Após os pagamentos, os proprietários devem se retirar do local em até 15 dias. Após esse prazo, a população indígena poderá ingressar no espaço de forma pacífica.
O acordo prevê a extinção, sem resolução de mérito, de todos os processos em tramitação que discutem os litígios envolvendo o conflito da demarcação da Terra Indígena Ñande Ru Marangatu.
O governador do Mato Grosso do Sul Eduardo Riedel (PSDB) classificou a decisão como histórica, “em um ambiente de conciliação”. A terra indígena fica em Antônio João, no sul do estado. Para Riedel, o acordo é o primeiro na busca de uma solução, que deve vir acompanhada de políticas públicas nas comunidades indígenas e de uma decisão do Congresso Nacional sobre o Marco Temporal.
"É um caminho que estamos dispostos sempre a buscar de paz. O estado vem se desenvolvendo e não podemos ficar paralisados nessas discussões de conflito fundiário”, afirmou Riede. O estado do Mato Grosso do Sul concentra hoje cerca de 120 mil indígenas.
Para autoridades que participaram desse processo no STF, as medidas adotadas para o caso no MS podem ser replicadas em outras áreas do Brasil. Segundo o próprio governo federal, existem hoje aproximadamente 200 processos para demarcação de terras indígenas no Brasil. Não foi informado pela Funai o tamanho dessas páreas reivindicadas.
Segundo o governo federal, existiam até abril deste ano no Brasil 736 terras indígenas nos registros da Funai e juntas representam cerca 13,75% do território brasileiro.

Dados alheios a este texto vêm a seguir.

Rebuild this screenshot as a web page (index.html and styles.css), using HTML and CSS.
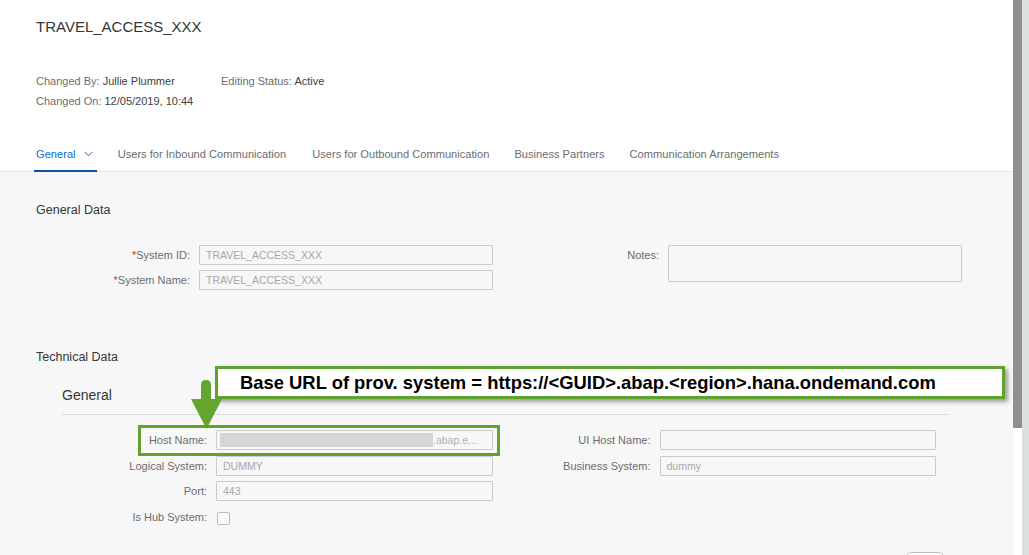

Mas, diferente do acordo que pode ser fechado no MS, a possibilidade de demarcações de terras indígenas preocupa agricultores que vivem na região do Alto Vale do Itajaí, em Santa Catarina. Matéria da Gazeta do Povo retratou a situação em setembro de 2023. À época, donos de pequenas propriedades ouvidos pela reportagem relatavam que a decisão a ser tomada pelo STF poderá impactar suas vidas, seus negócios e a economia de várias cidades da região. De acordo com a publicação, com a possibilidade de desapropriação, as famílias dos pequenos agricultores de SC podem ter que deixar para trás a história que alguns constroem há seis gerações.